New Year, New Food Craze: Fudge Buckets in St. Augustine, Florida
It seems every new year brings with it a new food trend. There was the donut craze of 2011, which begged the eternal question: "Yeast or cake?" There was the froyo obsession of 2010 that had food chemists around the world wondering why anyone would eat cheesecake-flavored frozen yogurt, when cheesecake tastes good neither frozen or yogurty. And remember 2009? It was as if cupcakes were re-born that year -- a new breed of cake no longer limited to Bozo the Clown-era children's parties, but a more sophisticated cute-but-ironically-so cake that became the hallmark of prepsters around the world.
Historians will one day tell the food craze story of 2012. I've got nothing on that one. But 2013? Let me tell it to you now, in jingle form: It's the cup without the cake, it's that treat that tastes so great, sits so yummy in your tummy that you'll really celebrate! It's fudge.
Fudge buckets, to be precise. Butter, sugar and cream, plus whatever flavors your heart desires (Chocolate peanut butter? Maple glazed pecan? Cherry vanilla?) placed into a single serving bucket with a tiny plastic spoon. Fudge has been a staple of Southern U.S. confections for over 100 years and here, in St. Augustine, Florida, the creamy sweet squares can be found in nearly every candy shop.
I first came across Fudge Buckets while sitting in a hotel lobby. There I was, drinking complimentary coffee from a styrofoam cup, living the good life, when a local monthly caught my eye. "St. Augustine's monthly paper!" it read, and then, below, "December Issue!" Well there I was, in St. Augustine in the month of December. I couldn't help but pick it up. And inside, on nearly the last page, I found an article about Gary and Michelle.

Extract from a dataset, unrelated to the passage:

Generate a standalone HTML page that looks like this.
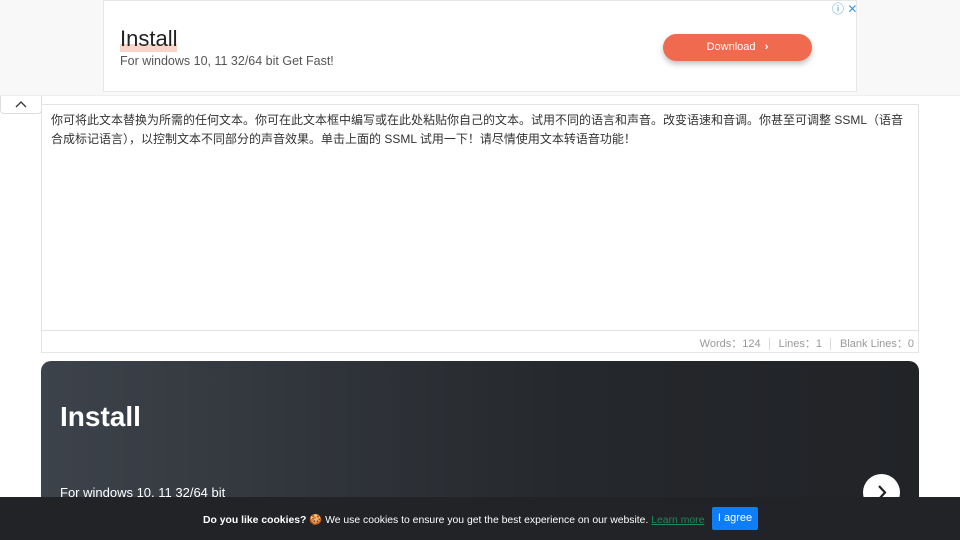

For a little less than a year Gary and Michelle, most recently of Myrtle Beach origin, have been innovating in the fudge space. Food entrepreneurs by heart, they stumbled upon the idea of storing fudge in plastic containers during a vacation together. Fudge, usually sold by weight in heaping portions, has the nasty habit of drying out... unless you seal it up in a single serving package. That's how the fudge bucket was born.
So after months touring North and South Carolina in a truck filled with over 1,000 fudge buckets, Gary and Michelle decided to "settle down" in St. Augustine. I say "settle down" because these two are anything but complacent. There's a hectic passion behind Fudge Buckets, from the 187 flavors (18 of which are readily bucketed) to the 2,000 buckets sold per week.
I met Gary by chance. My brother, who is renowned for his endless appetite and lack of regard for weather-appropriate food, was on the hunt for a post-dinner chocolate milkshake. Fudge Buckets appeared on the horizon (they serve Blue Bell ice cream and shakes) and as we stepped in it slowly dawned on me that we were in the very same fudge shop I had read about in the paper. The pieces fell into place: fudge, buckets and an incredibly friendly greeting.
Michelle took my brother over to the ice cream counter for his shake and Gary began to stuff us with samples. If we hesitated to pick a flavor, he would pick one for us. If we didn't like what he chose, he'd eat it himself, grin wide and give us another sample. We ended up with a bag of buckets (chocolate peanut butter and pumpkin) and two new friends.
It's hard to understand what drives the new food trends that seem to take a country by storm. Maybe it's a great recipe. Maybe it's studied execution. Or maybe it's simply passion. Gary and Michelle certainly have all the above. And if their three hours of sleep a night ("Bill Clinton did it") and endless flavor creation is anything to go by, they've got the stamina to create something big.